Given task: Skip every image and restate the data word for word.

Start The records

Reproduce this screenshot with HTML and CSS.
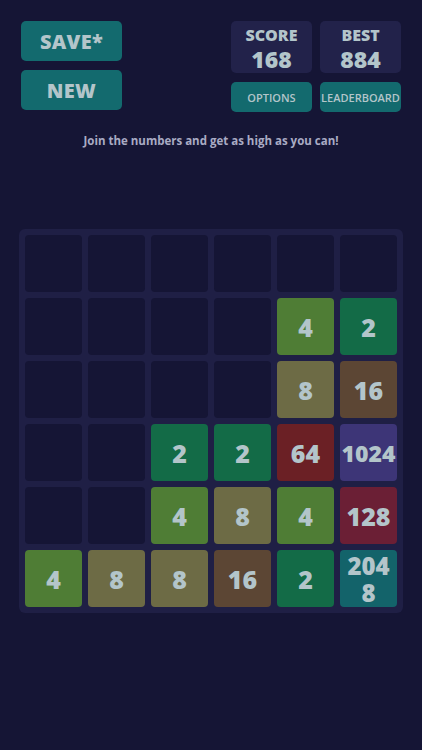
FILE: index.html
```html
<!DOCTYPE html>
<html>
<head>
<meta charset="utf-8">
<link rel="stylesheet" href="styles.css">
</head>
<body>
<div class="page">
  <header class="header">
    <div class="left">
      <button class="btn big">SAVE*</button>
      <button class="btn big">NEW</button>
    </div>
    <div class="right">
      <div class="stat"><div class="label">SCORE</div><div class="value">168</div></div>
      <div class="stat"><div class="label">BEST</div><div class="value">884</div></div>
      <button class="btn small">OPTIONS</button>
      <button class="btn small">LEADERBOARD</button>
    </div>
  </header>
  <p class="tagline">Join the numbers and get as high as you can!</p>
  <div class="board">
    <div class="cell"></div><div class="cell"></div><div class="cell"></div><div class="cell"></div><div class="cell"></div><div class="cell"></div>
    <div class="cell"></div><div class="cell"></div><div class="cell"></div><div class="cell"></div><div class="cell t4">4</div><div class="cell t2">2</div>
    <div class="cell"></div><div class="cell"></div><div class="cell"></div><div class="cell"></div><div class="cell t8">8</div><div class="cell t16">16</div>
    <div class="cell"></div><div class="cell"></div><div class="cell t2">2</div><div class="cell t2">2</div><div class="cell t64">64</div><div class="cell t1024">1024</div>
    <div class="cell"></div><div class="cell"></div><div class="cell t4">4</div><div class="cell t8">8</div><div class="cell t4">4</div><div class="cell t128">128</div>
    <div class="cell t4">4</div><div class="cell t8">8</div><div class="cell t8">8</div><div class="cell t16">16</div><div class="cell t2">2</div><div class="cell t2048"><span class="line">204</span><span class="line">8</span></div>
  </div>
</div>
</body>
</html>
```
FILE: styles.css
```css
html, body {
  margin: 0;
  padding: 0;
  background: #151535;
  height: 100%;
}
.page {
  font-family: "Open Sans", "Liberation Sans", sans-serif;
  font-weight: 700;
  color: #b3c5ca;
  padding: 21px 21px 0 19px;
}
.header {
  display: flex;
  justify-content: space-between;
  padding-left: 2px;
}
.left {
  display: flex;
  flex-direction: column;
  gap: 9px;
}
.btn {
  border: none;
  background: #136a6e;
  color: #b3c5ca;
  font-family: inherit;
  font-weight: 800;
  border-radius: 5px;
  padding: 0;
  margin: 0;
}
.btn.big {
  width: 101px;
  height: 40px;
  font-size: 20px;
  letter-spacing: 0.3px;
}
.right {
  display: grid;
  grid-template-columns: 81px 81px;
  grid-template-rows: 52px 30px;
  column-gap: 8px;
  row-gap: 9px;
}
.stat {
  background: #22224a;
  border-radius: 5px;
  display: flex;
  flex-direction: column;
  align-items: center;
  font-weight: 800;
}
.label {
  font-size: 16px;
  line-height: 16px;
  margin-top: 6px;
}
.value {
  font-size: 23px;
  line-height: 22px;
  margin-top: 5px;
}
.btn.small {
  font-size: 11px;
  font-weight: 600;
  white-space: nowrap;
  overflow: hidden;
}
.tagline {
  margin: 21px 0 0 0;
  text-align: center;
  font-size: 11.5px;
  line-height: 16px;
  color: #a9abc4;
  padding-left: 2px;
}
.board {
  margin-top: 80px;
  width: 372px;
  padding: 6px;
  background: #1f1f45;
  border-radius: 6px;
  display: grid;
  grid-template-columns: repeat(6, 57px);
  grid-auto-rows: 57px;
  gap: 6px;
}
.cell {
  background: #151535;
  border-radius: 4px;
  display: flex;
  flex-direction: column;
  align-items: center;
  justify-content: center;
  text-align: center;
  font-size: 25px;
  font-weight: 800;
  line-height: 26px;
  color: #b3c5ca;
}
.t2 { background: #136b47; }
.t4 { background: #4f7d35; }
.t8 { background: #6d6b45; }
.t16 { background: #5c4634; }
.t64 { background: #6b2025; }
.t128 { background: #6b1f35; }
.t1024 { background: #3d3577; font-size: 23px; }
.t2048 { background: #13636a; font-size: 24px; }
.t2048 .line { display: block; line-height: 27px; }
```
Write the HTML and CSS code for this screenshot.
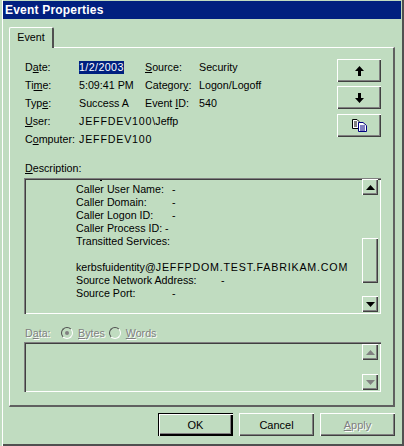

End The records

Exercise response:
Reproduce this screenshot with HTML and CSS.
FILE: index.html
```html
<!DOCTYPE html>
<html>
<head>
<meta charset="utf-8">
<link rel="stylesheet" href="styles.css">
</head>
<body>
<div class="page">
  <header class="header">
    <div class="left">
      <button class="btn big">SAVE*</button>
      <button class="btn big">NEW</button>
    </div>
    <div class="right">
      <div class="stat"><div class="label">SCORE</div><div class="value">168</div></div>
      <div class="stat"><div class="label">BEST</div><div class="value">884</div></div>
      <button class="btn small">OPTIONS</button>
      <button class="btn small">LEADERBOARD</button>
    </div>
  </header>
  <p class="tagline">Join the numbers and get as high as you can!</p>
  <div class="board">
    <div class="cell"></div><div class="cell"></div><div class="cell"></div><div class="cell"></div><div class="cell"></div><div class="cell"></div>
    <div class="cell"></div><div class="cell"></div><div class="cell"></div><div class="cell"></div><div class="cell t4">4</div><div class="cell t2">2</div>
    <div class="cell"></div><div class="cell"></div><div class="cell"></div><div class="cell"></div><div class="cell t8">8</div><div class="cell t16">16</div>
    <div class="cell"></div><div class="cell"></div><div class="cell t2">2</div><div class="cell t2">2</div><div class="cell t64">64</div><div class="cell t1024">1024</div>
    <div class="cell"></div><div class="cell"></div><div class="cell t4">4</div><div class="cell t8">8</div><div class="cell t4">4</div><div class="cell t128">128</div>
    <div class="cell t4">4</div><div class="cell t8">8</div><div class="cell t8">8</div><div class="cell t16">16</div><div class="cell t2">2</div><div class="cell t2048"><span class="line">204</span><span class="line">8</span></div>
  </div>
</div>
</body>
</html>
```
FILE: styles.css
```css
html, body {
  margin: 0;
  padding: 0;
  background: #151535;
  height: 100%;
}
.page {
  font-family: "Open Sans", "Liberation Sans", sans-serif;
  font-weight: 700;
  color: #b3c5ca;
  padding: 21px 21px 0 19px;
}
.header {
  display: flex;
  justify-content: space-between;
  padding-left: 2px;
}
.left {
  display: flex;
  flex-direction: column;
  gap: 9px;
}
.btn {
  border: none;
  background: #136a6e;
  color: #b3c5ca;
  font-family: inherit;
  font-weight: 800;
  border-radius: 5px;
  padding: 0;
  margin: 0;
}
.btn.big {
  width: 101px;
  height: 40px;
  font-size: 20px;
  letter-spacing: 0.3px;
}
.right {
  display: grid;
  grid-template-columns: 81px 81px;
  grid-template-rows: 52px 30px;
  column-gap: 8px;
  row-gap: 9px;
}
.stat {
  background: #22224a;
  border-radius: 5px;
  display: flex;
  flex-direction: column;
  align-items: center;
  font-weight: 800;
}
.label {
  font-size: 16px;
  line-height: 16px;
  margin-top: 6px;
}
.value {
  font-size: 23px;
  line-height: 22px;
  margin-top: 5px;
}
.btn.small {
  font-size: 11px;
  font-weight: 600;
  white-space: nowrap;
  overflow: hidden;
}
.tagline {
  margin: 21px 0 0 0;
  text-align: center;
  font-size: 11.5px;
  line-height: 16px;
  color: #a9abc4;
  padding-left: 2px;
}
.board {
  margin-top: 80px;
  width: 372px;
  padding: 6px;
  background: #1f1f45;
  border-radius: 6px;
  display: grid;
  grid-template-columns: repeat(6, 57px);
  grid-auto-rows: 57px;
  gap: 6px;
}
.cell {
  background: #151535;
  border-radius: 4px;
  display: flex;
  flex-direction: column;
  align-items: center;
  justify-content: center;
  text-align: center;
  font-size: 25px;
  font-weight: 800;
  line-height: 26px;
  color: #b3c5ca;
}
.t2 { background: #136b47; }
.t4 { background: #4f7d35; }
.t8 { background: #6d6b45; }
.t16 { background: #5c4634; }
.t64 { background: #6b2025; }
.t128 { background: #6b1f35; }
.t1024 { background: #3d3577; font-size: 23px; }
.t2048 { background: #13636a; font-size: 24px; }
.t2048 .line { display: block; line-height: 27px; }
```
Write the HTML and CSS code for this screenshot.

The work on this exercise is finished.